Rolls Royce 1936 Model 25-30 4257cc 6 cyl ohv 3402

34,950.00

Description

Rolls Royce 1936 Model 25-30 4257 cc 6 cylinder ohv chassis # GRP19 engine # G22Z

The 25/30 was produced from 1936 till 1938 as an updated version of the 20/25 with larger engine to provide more power. Over-large bodies had often been fitted to the earlier model which led to complaints about its performance. The in-line 6-cylinder, overhead-valve engine is similar to that used in the 20/25 but increased in capacity to 4,257 cc (259.8 cu in) by increasing the bore from 3.25 inches (8.3 cm) to 3.5 inches (8.9 cm), with the stroke remaining at 4.5 inches (114.3 mm). The compression ratio is 6:1. A single proprietary Zenith downdraught carburettor replaced the Rolls-Royce one, and magneto ignition was no longer fitted, but a standby coil was provided.[1] The four-speed gearbox is mounted in unit with the engine, and a traditional right-hand change used. Synchromesh is fitted to third and top gears.
The riveted chassis has rigid front and rear axles suspended by half-elliptic springs with hydraulic dampers. Braking is on all four wheels assisted by a mechanical servo, famously under licence of Hispano-Suiza. Separate rear brakes are fitted for the handbrake. The traditional Rolls-Royce radiator with triangular top was used with vertical louvres, the opening angle of which is controlled thermostatically to control engine cooling.
Only the rolling chassis and mechanical parts were made by Rolls-Royce.
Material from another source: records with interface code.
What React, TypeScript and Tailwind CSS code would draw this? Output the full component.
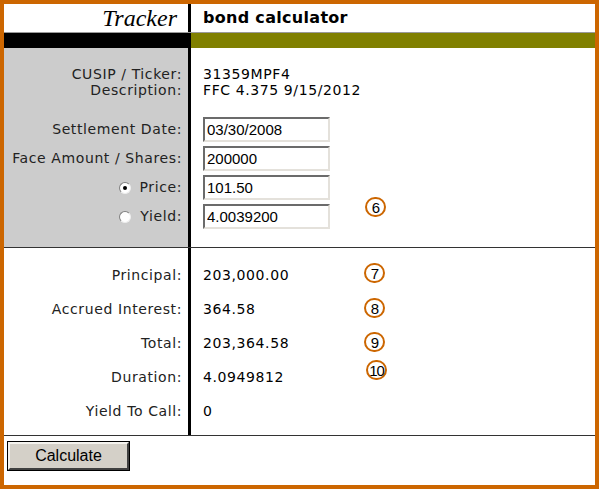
import React, { useState } from "react";

const labelFont = { fontFamily: '"DejaVu Sans", Verdana, sans-serif' };

const Radio: React.FC<{ checked: boolean; onClick: () => void }> = ({ checked, onClick }) => (
  <span
    onClick={onClick}
    className="relative inline-block w-[12px] h-[12px] rounded-full bg-white border border-t-[#808080] border-l-[#808080] border-b-[#eeeeee] border-r-[#eeeeee] mr-[9px]"
  >
    {checked && <span className="absolute left-[3px] top-[3px] w-[4px] h-[4px] rounded-full bg-black" />}
  </span>
);

const Field: React.FC<{ value: string }> = ({ value }) => {
  const [v, setV] = useState(value);
  return (
    <input
      value={v}
      onChange={(e) => setV(e.target.value)}
      className="w-[127px] h-[25px] px-[2px] text-[15px] text-black bg-white outline-none border-2 border-t-[#6b6b6b] border-l-[#6b6b6b] border-b-[#e4e1db] border-r-[#e4e1db] tracking-normal"
      style={{ fontFamily: '"Liberation Sans", Arial, sans-serif' }}
    />
  );
};

const Badge: React.FC<{ n: string; x: number; y: number }> = ({ n, x, y }) => (
  <span
    className="absolute w-[21px] h-[20px] rounded-full border-2 border-[#cc6600] flex items-center justify-center text-[15px] text-black leading-none tracking-[-1px]"
    style={{ left: x - 10, top: y - 10, fontFamily: '"Liberation Sans", Arial, sans-serif' }}
  >
    {n}
  </span>
);

const App: React.FC = () => {
  const [mode, setMode] = useState<"price" | "yield">("price");

  const results = [
    ["Principal:", "203,000.00"],
    ["Accrued Interest:", "364.58"],
    ["Total:", "203,364.58"],
    ["Duration:", "4.0949812"],
    ["Yield To Call:", "0"],
  ];

  return (
    <div className="relative w-[599px] h-[489px] bg-white">
      <div className="w-[599px] h-[489px] border-[4px] border-[#cc6600] flex flex-col text-[14px] tracking-[0.6px] text-[#222]" style={labelFont}>
        {/* Header */}
        <div className="flex h-[28px]">
          <div
            className="w-[184px] text-right pr-[11px] italic text-[24px] leading-[28px] text-black tracking-normal"
            style={{ fontFamily: '"Liberation Serif", "Times New Roman", serif' }}
          >
            Tracker
          </div>
          <div className="flex-1 border-l-[3px] border-black pl-[12px] font-bold text-[16px] tracking-[0.3px] leading-[28px] text-black">
            bond calculator
          </div>
        </div>

        {/* Colour bar */}
        <div className="flex h-[16px] border-t border-[#9a9a9a]">
          <div className="w-[184px] bg-black" />
          <div className="flex-1 border-l-[3px] border-black bg-[#808000]" />
        </div>

        {/* Inputs */}
        <div className="flex h-[200px] border-b border-[#333]">
          <div className="w-[184px] bg-[#cccccc] pt-[18px] pr-[6px] text-right">
            <div className="h-[17px] leading-[17px]">CUSIP / Ticker:</div>
            <div className="h-[17px] leading-[14px]">Description:</div>
            <div className="h-[15px]" />
            <div className="h-[29px] flex items-center justify-end">Settlement Date:</div>
            <div className="h-[29px] flex items-center justify-end">Face Amount / Shares:</div>
            <div className="h-[29px] flex items-center justify-end">
              <Radio checked={mode === "price"} onClick={() => setMode("price")} />
              Price:
            </div>
            <div className="h-[29px] flex items-center justify-end">
              <Radio checked={mode === "yield"} onClick={() => setMode("yield")} />
              Yield:
            </div>
          </div>
          <div className="flex-1 border-l-[3px] border-black pt-[18px] pl-[12px] text-black">
            <div className="h-[17px] leading-[17px]">31359MPF4</div>
            <div className="h-[17px] leading-[14px]">FFC 4.375 9/15/2012</div>
            <div className="h-[15px]" />
            <div className="h-[29px] flex items-center"><Field value="03/30/2008" /></div>
            <div className="h-[29px] flex items-center"><Field value="200000" /></div>
            <div className="h-[29px] flex items-center"><Field value="101.50" /></div>
            <div className="h-[29px] flex items-center"><Field value="4.0039200" /></div>
          </div>
        </div>

        {/* Results */}
        <div className="flex h-[188px] border-b border-[#333]">
          <div className="w-[184px] pt-[10px] pr-[6px] text-right">
            {results.map(([l]) => (
              <div key={l} className="h-[34px] flex items-center justify-end">{l}</div>
            ))}
          </div>
          <div className="flex-1 border-l-[3px] border-black pt-[10px] pl-[12px] text-black">
            {results.map(([l, v]) => (
              <div key={l} className="h-[34px] flex items-center">{v}</div>
            ))}
          </div>
        </div>

        {/* Action */}
        <div className="flex-1 pl-[4px] pt-[6px]">
          <button
            className="w-[121px] h-[28px] bg-[#d4d0c8] text-black text-[16px] tracking-normal border-2 border-t-[#f4f3ef] border-l-[#f4f3ef] border-b-[#404040] border-r-[#404040] outline outline-1 outline-black"
            style={{ fontFamily: '"Liberation Sans", Arial, sans-serif' }}
          >
            Calculate
          </button>
        </div>
      </div>

      {/* Annotation markers */}
      <Badge n="6" x={375} y={207} />
      <Badge n="7" x={374} y={273} />
      <Badge n="8" x={374} y={308} />
      <Badge n="9" x={374} y={342} />
      <Badge n="10" x={376} y={370} />
    </div>
  );
};

export default App;
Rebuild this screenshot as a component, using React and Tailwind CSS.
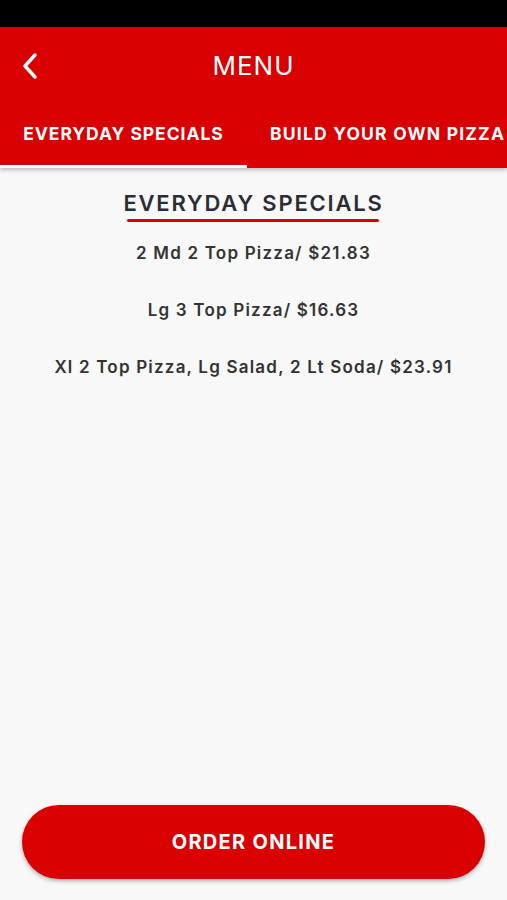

The body was made and fitted by a coachbuilder selected by the owner. Some of the most famous coachbuilders who produced bodies for Rolls-Royce cars are Park Ward, Thrupp & Maberly, H. J. Mulliner & Co., Arthur Mulliner and Hooper. In all 1201 25/30 cars were produced. (adapted from Wikipedia)
The dignified automobile we present here has a body by the firm of H. J. Mulliner & Co. from Chiswick. It’s a Weymann body, a construction developed and patented by Charles Terres Weymann in France. The system uses a patent-jointed wood frame covered in fabric. It was popular on cars from the 1920s until the early 1930s as it reduced the usual squeaks and rattles of coach built bodies by its use of flexible joints between body timbers. It also improved performance because of the body’s light weight. The car has been partially restored in the past, but the fabric covering and the interior are still in presentable original and authentic condition. She is an unmolested fine runner and comes with luggage trunk, photostat copy of handbook and current Dutch registration.